Supplied data
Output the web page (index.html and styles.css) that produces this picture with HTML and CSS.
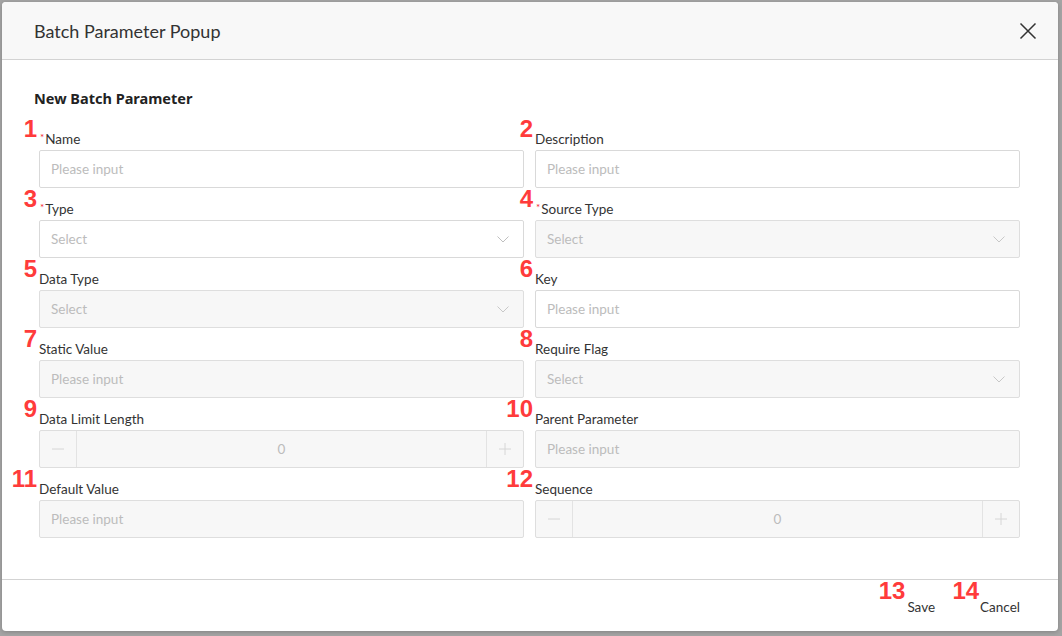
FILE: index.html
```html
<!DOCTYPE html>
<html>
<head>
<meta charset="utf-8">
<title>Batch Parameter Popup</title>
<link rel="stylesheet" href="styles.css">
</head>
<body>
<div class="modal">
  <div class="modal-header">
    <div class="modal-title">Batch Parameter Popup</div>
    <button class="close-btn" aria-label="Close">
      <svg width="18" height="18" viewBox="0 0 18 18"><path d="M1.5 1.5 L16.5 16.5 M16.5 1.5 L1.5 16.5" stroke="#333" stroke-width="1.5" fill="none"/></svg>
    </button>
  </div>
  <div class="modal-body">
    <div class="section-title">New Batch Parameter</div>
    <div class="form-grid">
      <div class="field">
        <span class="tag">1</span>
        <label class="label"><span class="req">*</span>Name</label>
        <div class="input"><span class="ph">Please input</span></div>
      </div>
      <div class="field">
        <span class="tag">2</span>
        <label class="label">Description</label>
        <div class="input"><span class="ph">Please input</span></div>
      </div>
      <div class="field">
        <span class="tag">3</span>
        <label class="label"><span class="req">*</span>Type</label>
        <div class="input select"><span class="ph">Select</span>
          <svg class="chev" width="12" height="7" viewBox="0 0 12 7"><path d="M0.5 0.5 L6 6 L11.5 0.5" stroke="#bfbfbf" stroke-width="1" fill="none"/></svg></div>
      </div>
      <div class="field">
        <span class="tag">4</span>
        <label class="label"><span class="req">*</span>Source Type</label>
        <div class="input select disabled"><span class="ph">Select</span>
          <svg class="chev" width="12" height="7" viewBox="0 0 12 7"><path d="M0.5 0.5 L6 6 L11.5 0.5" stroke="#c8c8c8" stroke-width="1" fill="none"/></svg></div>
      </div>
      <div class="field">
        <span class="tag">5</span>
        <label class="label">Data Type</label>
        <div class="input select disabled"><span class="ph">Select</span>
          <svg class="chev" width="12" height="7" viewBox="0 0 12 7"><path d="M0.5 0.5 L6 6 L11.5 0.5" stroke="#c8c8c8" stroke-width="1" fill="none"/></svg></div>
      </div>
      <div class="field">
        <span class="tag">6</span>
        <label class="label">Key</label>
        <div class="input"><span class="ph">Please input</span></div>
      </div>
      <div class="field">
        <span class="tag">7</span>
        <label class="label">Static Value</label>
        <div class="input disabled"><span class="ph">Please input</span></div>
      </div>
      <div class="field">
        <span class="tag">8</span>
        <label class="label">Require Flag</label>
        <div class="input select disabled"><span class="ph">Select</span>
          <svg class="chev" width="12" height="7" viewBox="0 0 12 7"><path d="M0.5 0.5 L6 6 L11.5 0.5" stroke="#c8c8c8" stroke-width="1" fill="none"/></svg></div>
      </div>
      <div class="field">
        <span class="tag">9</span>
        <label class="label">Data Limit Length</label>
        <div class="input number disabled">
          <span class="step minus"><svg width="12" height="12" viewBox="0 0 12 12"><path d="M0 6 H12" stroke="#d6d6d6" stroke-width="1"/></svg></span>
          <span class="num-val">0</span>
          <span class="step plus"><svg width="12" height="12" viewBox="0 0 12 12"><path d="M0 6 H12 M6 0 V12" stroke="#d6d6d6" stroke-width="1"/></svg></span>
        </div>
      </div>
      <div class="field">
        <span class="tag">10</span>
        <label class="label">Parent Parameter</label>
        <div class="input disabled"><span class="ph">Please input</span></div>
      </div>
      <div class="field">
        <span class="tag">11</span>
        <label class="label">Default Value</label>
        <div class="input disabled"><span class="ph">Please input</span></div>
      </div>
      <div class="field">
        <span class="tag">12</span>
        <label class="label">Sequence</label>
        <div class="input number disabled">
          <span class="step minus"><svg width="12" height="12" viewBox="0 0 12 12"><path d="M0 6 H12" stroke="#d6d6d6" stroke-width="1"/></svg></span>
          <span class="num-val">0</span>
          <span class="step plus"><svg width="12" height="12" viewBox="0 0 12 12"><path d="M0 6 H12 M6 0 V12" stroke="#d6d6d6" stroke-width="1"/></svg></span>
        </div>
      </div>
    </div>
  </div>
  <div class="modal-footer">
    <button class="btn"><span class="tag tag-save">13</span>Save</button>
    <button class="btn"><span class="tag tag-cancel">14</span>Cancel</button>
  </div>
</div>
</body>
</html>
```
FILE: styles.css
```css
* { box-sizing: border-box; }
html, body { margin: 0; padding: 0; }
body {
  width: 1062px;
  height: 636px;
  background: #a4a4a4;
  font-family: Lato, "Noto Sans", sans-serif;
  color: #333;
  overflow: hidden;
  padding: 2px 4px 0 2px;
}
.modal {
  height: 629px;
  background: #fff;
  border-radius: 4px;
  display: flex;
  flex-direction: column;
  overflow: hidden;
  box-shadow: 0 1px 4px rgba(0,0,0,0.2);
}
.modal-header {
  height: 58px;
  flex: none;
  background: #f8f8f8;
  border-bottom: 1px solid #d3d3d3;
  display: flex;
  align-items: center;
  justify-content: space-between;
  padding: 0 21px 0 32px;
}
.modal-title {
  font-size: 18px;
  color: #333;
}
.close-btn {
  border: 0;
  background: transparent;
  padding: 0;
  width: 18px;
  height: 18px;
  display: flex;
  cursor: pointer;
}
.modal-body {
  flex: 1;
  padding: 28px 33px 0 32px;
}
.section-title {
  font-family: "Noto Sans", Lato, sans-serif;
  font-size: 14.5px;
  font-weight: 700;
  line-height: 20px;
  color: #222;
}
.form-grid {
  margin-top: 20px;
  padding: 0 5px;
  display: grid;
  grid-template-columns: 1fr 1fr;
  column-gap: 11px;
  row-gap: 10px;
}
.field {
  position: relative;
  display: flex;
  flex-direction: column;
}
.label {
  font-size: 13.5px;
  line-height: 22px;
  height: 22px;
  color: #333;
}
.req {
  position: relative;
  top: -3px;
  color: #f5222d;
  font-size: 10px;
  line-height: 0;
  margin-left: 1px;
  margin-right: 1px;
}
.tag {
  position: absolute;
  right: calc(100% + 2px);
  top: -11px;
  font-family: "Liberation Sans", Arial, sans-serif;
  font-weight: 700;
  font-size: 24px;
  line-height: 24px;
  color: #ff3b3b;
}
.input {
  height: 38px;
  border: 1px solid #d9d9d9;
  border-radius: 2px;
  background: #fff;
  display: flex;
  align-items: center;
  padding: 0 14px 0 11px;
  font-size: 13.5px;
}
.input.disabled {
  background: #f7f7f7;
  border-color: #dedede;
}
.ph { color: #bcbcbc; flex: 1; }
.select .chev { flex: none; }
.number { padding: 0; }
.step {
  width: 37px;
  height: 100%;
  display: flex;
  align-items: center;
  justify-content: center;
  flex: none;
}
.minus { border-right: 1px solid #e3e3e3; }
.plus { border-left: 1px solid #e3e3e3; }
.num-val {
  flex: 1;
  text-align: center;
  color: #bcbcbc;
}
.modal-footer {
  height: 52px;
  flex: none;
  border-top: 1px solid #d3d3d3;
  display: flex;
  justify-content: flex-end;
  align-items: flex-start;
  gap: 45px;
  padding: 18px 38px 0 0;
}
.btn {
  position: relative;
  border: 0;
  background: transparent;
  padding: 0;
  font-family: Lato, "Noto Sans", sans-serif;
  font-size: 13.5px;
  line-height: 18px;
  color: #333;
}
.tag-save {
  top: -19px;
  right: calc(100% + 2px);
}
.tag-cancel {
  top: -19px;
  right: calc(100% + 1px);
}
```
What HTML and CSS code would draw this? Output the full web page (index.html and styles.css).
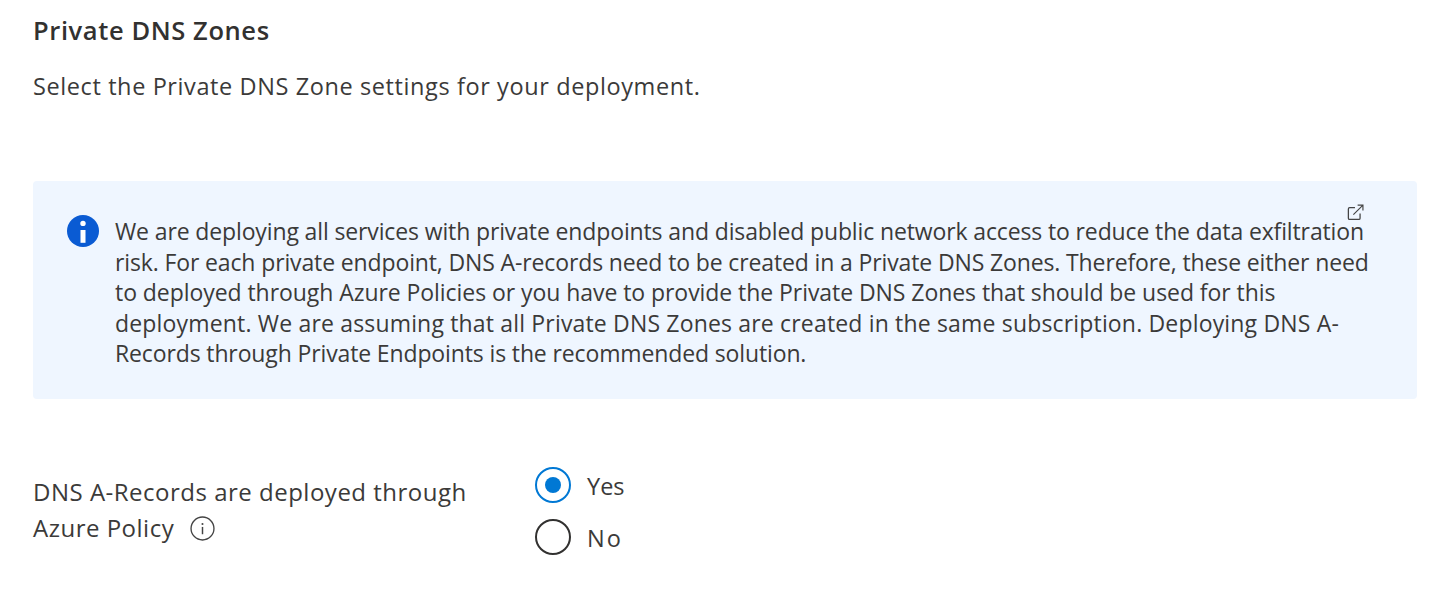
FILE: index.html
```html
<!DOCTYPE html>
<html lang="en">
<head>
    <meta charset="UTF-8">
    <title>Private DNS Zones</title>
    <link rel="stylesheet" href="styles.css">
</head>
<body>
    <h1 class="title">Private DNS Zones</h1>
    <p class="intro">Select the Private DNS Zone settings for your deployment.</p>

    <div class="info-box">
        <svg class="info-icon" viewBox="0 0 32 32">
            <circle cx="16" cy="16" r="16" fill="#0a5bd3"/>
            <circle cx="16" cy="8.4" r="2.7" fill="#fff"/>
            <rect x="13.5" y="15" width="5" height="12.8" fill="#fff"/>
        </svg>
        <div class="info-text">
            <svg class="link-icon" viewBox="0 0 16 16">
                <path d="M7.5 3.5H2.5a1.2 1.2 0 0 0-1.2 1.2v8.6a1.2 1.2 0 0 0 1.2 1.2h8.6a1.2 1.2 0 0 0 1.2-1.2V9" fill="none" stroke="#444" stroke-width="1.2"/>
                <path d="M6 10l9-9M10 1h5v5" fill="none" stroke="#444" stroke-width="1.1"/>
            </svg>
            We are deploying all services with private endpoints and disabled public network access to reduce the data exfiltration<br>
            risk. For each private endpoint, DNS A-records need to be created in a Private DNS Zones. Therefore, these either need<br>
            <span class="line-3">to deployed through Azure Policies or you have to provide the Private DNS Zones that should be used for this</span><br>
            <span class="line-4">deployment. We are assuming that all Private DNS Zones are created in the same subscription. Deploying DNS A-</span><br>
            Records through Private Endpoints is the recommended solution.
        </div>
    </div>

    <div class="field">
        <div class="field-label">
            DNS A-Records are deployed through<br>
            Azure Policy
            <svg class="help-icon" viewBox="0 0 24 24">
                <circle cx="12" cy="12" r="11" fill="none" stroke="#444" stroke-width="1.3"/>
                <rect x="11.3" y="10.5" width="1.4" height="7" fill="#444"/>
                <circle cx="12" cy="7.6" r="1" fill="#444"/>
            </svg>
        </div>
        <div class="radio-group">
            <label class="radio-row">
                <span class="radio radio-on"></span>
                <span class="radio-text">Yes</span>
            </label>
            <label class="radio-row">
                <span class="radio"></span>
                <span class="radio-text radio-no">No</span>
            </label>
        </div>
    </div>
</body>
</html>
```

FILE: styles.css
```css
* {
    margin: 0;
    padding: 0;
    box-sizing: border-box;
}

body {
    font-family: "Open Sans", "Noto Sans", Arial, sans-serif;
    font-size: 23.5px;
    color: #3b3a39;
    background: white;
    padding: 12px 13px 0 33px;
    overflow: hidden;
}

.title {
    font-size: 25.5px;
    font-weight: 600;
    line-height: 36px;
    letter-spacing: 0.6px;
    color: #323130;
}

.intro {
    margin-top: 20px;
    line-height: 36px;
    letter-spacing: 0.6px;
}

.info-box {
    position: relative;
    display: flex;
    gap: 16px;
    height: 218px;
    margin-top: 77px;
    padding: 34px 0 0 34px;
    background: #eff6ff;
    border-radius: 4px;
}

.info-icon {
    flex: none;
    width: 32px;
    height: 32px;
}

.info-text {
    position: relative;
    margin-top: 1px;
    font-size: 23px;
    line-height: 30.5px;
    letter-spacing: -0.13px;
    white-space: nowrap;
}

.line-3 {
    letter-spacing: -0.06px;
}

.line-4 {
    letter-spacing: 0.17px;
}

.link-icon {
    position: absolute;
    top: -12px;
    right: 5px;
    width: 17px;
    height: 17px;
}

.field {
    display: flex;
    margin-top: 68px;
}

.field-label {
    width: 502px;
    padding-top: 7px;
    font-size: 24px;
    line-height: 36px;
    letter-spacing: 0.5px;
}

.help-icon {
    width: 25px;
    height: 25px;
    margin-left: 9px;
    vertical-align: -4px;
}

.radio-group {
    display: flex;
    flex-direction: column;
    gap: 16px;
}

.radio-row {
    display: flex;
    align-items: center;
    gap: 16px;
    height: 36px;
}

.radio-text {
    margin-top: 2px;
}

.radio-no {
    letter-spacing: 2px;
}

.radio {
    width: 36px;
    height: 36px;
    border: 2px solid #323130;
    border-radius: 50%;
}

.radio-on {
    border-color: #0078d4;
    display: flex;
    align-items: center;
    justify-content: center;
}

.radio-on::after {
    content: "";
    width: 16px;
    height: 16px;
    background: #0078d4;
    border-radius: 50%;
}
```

What you have to do
Select all lines in the listing above where the word "index" appears, and show them.

Response to the task
Output the web page (index.html and styles.css) that produces this picture with HTML and CSS.
FILE: index.html
What HTML and CSS code would draw this? Output the full web page (index.html and styles.css).
FILE: index.html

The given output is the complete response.